___ RECORDED INFORMATION ___
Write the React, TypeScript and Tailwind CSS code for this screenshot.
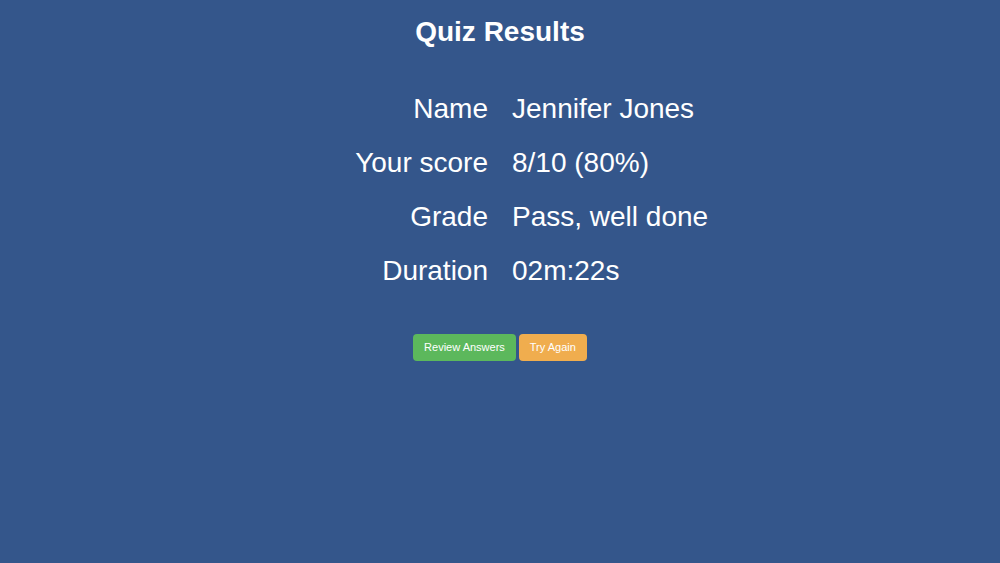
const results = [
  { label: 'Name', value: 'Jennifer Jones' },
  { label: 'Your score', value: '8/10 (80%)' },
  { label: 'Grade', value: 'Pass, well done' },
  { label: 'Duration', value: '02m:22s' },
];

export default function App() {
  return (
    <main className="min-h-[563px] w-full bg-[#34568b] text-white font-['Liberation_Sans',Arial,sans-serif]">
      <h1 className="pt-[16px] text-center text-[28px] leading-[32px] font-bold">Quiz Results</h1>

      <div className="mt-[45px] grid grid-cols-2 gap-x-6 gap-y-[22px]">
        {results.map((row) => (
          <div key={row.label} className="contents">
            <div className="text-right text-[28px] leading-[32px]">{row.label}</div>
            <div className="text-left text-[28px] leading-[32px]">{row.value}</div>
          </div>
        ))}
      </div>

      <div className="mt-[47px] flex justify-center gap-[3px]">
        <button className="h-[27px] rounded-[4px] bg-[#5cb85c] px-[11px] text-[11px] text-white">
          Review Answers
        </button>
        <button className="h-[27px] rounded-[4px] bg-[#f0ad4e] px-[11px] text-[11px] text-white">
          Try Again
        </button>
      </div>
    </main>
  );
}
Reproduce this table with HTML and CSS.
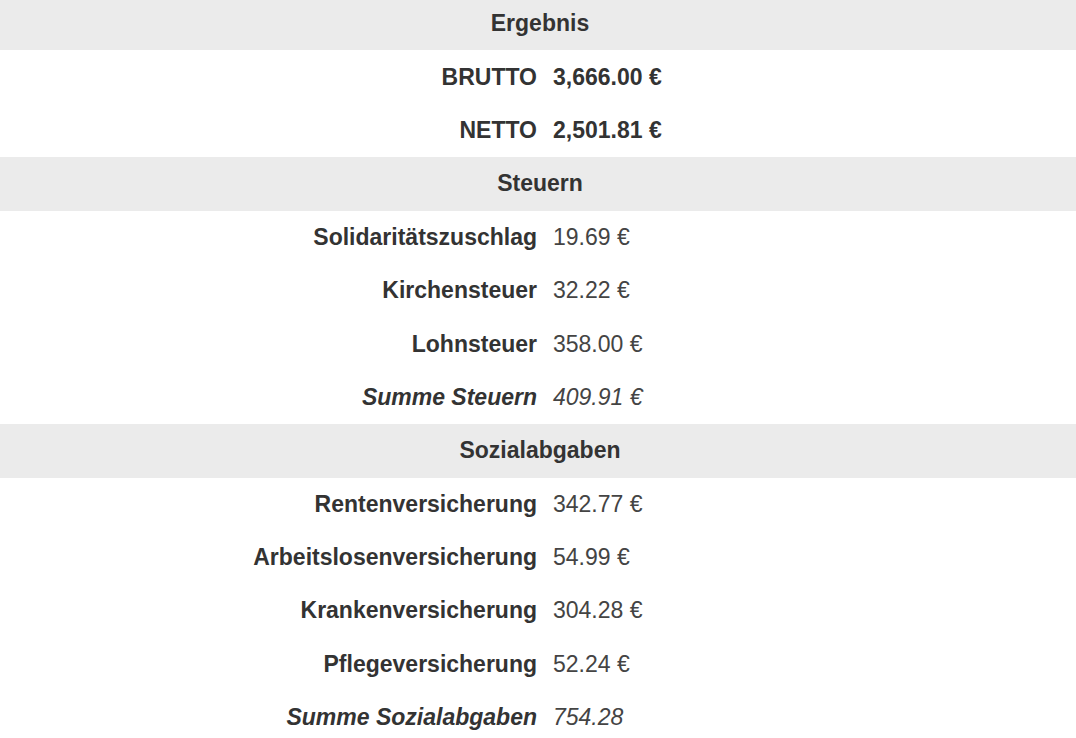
___
#### SHORT TASK
Identify every line where the string "this" appears.

#### EXERCISE ANSWER
Write the React, TypeScript and Tailwind CSS code for this screenshot.
Reproduce this table with HTML and CSS.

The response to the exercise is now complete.